What the task asks: Check each line of the listing below for the string "code", and copy the ones that have it.

Input for this task:
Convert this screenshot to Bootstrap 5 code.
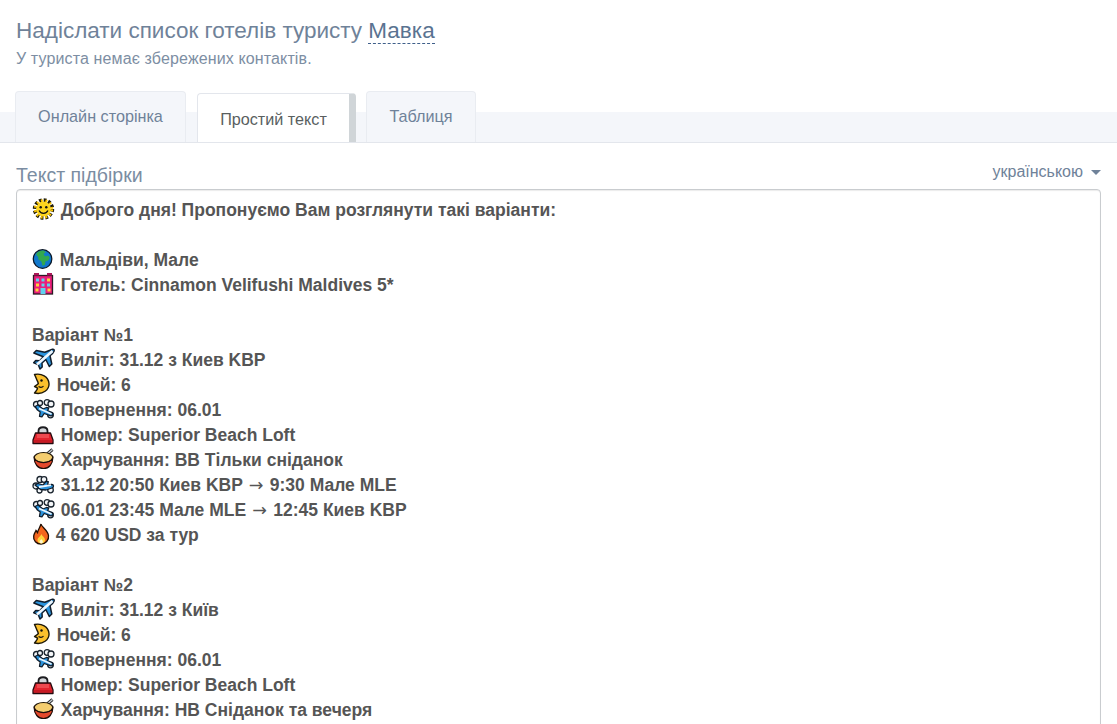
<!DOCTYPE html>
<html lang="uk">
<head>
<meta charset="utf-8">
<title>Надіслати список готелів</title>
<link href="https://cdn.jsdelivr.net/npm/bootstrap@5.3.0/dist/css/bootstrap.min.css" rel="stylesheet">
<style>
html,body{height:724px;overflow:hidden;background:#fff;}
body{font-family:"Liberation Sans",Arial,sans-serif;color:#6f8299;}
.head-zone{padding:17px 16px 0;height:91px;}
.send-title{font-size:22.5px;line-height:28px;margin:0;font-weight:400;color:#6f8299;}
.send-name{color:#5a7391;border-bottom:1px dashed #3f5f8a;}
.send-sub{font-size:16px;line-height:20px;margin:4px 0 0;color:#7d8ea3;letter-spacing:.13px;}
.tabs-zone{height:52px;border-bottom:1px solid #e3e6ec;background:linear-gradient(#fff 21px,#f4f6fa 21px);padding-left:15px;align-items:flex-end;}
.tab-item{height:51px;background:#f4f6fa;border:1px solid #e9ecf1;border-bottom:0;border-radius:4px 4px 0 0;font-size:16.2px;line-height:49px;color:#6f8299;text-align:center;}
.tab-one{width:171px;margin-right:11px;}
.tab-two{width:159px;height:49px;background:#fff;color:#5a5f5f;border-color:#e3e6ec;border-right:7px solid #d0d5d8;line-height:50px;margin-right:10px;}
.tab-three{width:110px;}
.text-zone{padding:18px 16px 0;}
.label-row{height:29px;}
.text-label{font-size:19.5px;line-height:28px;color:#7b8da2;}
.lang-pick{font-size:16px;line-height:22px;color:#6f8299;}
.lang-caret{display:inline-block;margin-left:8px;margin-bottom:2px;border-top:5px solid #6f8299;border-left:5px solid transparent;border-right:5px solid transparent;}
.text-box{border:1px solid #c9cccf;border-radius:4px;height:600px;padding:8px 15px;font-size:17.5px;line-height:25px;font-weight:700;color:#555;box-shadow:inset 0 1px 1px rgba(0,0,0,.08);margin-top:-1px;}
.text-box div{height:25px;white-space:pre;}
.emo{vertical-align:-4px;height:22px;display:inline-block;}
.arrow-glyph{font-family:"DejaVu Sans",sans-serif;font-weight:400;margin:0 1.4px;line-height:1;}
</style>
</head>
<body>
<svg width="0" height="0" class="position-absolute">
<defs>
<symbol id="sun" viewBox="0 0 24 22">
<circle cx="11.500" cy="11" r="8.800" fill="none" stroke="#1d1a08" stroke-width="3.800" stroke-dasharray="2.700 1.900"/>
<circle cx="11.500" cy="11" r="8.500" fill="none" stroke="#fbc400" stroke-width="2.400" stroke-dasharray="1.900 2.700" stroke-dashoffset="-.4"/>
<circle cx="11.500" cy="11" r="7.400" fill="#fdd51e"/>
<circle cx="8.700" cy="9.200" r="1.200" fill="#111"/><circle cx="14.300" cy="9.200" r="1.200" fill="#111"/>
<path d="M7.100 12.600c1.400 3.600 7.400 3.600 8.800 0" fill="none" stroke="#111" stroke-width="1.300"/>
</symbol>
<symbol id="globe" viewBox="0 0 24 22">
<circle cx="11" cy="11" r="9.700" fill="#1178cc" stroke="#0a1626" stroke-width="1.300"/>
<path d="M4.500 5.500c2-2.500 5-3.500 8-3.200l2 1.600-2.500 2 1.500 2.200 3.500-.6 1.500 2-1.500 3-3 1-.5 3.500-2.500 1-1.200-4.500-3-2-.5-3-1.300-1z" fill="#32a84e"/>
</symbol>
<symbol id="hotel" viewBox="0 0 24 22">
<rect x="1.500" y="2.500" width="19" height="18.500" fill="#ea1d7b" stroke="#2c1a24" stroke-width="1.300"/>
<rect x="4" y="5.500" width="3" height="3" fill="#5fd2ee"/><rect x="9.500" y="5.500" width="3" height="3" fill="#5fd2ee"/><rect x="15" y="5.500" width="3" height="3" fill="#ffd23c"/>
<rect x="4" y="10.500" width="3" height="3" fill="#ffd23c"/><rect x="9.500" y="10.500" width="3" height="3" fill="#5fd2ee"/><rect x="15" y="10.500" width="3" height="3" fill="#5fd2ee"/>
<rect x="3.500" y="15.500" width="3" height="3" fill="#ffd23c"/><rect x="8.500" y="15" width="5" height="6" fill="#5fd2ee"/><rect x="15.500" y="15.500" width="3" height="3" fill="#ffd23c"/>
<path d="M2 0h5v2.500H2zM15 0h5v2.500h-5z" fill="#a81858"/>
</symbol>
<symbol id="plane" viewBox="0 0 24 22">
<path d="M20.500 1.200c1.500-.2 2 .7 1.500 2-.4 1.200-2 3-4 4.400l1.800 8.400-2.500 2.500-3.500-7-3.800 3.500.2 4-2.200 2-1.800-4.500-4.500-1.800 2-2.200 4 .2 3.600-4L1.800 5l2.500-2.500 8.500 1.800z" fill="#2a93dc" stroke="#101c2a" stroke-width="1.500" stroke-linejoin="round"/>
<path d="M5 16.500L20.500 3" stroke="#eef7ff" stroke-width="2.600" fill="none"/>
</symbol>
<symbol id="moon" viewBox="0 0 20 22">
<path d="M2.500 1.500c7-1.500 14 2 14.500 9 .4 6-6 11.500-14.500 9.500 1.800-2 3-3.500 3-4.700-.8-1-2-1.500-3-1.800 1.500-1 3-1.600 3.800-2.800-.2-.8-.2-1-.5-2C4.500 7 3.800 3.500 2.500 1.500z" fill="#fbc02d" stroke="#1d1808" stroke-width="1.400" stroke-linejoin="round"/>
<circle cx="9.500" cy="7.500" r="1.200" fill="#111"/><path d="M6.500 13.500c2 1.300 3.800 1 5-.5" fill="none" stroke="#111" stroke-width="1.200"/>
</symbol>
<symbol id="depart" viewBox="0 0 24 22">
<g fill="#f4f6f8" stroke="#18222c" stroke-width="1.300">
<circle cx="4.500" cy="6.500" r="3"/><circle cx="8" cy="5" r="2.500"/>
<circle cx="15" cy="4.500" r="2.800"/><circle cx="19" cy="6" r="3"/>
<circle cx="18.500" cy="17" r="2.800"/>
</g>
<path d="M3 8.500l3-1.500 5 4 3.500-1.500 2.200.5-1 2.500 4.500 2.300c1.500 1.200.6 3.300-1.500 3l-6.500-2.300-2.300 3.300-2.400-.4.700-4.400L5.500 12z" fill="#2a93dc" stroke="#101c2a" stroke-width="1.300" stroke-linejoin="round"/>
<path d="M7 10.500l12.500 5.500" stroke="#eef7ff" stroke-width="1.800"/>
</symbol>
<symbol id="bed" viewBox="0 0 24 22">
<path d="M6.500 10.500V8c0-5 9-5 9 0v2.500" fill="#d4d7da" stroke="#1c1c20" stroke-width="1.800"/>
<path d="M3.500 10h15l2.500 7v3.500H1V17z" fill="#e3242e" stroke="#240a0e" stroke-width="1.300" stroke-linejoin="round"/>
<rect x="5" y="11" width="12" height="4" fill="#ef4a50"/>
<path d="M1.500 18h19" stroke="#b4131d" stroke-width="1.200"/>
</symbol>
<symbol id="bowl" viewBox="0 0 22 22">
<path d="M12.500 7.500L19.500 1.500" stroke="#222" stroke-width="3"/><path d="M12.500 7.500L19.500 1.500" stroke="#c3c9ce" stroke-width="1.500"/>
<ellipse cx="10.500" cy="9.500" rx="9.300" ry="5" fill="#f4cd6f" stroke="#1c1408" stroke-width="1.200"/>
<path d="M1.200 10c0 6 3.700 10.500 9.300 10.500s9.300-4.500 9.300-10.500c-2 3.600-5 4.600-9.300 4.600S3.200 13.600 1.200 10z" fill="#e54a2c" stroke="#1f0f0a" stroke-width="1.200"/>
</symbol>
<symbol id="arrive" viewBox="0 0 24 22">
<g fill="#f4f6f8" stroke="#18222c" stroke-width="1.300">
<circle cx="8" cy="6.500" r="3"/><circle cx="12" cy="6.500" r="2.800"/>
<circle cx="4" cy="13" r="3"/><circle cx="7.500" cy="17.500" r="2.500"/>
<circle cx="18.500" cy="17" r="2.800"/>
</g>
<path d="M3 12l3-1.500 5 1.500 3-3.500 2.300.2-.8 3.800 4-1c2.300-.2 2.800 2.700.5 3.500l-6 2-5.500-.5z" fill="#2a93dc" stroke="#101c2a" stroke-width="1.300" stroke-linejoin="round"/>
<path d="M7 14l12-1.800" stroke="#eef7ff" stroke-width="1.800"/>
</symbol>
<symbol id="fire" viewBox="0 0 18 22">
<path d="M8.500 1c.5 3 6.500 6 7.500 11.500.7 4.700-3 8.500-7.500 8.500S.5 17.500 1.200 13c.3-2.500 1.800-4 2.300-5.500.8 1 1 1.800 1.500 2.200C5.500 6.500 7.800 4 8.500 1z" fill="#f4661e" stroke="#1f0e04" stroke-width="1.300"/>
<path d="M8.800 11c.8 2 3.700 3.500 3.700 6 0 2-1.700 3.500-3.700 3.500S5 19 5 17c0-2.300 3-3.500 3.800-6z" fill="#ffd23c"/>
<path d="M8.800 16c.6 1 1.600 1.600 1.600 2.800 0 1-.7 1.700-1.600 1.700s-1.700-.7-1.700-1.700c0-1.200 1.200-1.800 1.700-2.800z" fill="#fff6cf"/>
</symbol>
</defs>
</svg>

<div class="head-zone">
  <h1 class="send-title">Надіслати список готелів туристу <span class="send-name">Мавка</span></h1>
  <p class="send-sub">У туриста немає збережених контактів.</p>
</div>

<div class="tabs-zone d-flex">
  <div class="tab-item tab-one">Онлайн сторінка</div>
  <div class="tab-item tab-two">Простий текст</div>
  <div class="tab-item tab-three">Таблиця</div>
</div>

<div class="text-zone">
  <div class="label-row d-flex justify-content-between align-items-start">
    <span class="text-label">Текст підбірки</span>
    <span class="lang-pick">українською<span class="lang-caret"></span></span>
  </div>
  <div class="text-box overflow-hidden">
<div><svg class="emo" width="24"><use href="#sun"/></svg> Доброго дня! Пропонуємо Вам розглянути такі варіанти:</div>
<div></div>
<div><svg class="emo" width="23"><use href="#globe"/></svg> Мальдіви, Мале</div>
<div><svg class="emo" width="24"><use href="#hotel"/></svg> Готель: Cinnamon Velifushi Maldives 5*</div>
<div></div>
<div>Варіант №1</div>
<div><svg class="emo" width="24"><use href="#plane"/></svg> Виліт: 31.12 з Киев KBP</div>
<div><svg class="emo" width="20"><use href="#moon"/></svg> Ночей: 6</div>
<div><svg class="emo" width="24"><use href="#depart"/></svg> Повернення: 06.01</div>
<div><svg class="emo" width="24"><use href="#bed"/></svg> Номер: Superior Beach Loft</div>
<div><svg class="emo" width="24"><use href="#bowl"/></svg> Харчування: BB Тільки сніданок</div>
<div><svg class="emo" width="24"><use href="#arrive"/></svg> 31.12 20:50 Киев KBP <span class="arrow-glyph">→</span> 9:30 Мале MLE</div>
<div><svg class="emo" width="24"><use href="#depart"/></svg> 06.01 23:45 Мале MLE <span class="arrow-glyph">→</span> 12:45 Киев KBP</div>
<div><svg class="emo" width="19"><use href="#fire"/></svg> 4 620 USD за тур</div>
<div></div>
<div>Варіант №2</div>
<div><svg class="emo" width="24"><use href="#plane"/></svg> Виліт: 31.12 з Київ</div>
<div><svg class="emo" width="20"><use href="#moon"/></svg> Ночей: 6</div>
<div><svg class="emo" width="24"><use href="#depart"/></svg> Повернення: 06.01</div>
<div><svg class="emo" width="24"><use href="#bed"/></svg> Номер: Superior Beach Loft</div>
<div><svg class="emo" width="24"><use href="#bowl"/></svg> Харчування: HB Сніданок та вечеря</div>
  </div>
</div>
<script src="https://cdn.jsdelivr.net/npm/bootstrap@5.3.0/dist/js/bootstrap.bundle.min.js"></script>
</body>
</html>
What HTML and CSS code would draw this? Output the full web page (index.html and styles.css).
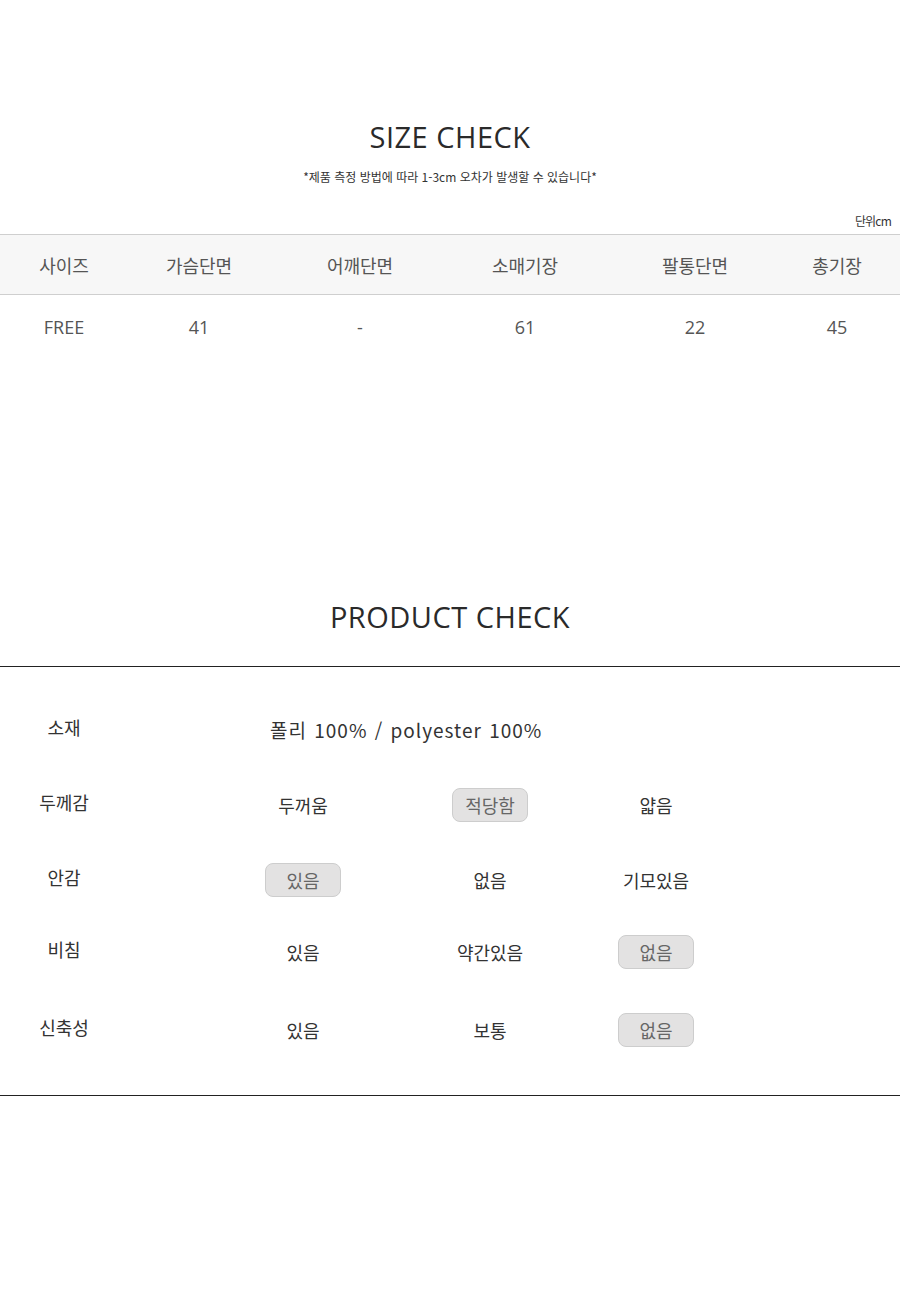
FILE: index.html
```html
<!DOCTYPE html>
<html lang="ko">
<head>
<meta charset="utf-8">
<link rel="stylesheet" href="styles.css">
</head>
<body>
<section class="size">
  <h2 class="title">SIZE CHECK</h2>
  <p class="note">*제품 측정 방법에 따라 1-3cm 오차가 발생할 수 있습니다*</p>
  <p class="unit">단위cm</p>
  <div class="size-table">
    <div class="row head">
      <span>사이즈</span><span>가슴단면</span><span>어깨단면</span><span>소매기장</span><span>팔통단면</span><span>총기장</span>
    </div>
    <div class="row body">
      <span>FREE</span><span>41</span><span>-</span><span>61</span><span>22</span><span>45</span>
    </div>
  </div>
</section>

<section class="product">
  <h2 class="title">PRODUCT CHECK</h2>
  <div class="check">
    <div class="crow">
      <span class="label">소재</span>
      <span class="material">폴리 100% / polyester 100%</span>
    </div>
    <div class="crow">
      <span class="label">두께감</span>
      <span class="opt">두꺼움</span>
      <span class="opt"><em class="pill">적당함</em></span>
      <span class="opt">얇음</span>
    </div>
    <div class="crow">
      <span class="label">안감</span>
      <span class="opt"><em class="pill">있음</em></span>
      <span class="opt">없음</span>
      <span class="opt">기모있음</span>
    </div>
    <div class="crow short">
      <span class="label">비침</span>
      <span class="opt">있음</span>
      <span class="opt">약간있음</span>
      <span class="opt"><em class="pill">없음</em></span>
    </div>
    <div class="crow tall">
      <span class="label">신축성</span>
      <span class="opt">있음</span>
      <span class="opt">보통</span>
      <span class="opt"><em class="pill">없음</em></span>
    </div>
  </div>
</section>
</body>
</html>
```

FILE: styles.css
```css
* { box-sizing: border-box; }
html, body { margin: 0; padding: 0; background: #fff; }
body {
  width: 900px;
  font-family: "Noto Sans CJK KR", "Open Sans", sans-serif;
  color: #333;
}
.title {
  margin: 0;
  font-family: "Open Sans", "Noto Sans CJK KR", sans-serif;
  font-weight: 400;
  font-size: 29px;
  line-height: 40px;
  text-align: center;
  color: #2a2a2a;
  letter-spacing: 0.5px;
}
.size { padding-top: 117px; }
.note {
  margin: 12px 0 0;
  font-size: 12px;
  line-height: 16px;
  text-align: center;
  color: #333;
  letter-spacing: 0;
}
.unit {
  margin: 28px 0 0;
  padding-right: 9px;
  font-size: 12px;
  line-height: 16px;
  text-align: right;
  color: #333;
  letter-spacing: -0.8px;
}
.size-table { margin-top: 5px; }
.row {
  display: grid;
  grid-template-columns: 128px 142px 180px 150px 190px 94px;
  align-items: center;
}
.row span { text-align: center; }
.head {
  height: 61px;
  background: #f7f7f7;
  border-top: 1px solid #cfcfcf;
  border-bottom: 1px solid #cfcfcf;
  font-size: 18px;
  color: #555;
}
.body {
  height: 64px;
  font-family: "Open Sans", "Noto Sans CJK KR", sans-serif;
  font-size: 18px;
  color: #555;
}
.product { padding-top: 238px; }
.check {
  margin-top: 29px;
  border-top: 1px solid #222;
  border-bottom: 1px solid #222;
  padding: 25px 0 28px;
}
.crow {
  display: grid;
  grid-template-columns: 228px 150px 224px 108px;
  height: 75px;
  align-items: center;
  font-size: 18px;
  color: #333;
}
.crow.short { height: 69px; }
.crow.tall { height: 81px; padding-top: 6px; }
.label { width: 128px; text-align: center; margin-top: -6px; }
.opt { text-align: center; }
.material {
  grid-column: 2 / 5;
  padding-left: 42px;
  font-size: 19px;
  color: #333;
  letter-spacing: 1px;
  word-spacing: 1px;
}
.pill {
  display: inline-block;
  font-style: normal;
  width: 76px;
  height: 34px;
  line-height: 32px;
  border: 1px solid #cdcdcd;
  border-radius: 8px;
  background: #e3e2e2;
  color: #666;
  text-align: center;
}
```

Result of this exercise:
Convert this screenshot to Bootstrap 5 code.
What HTML and CSS code would draw this? Output the full web page (index.html and styles.css).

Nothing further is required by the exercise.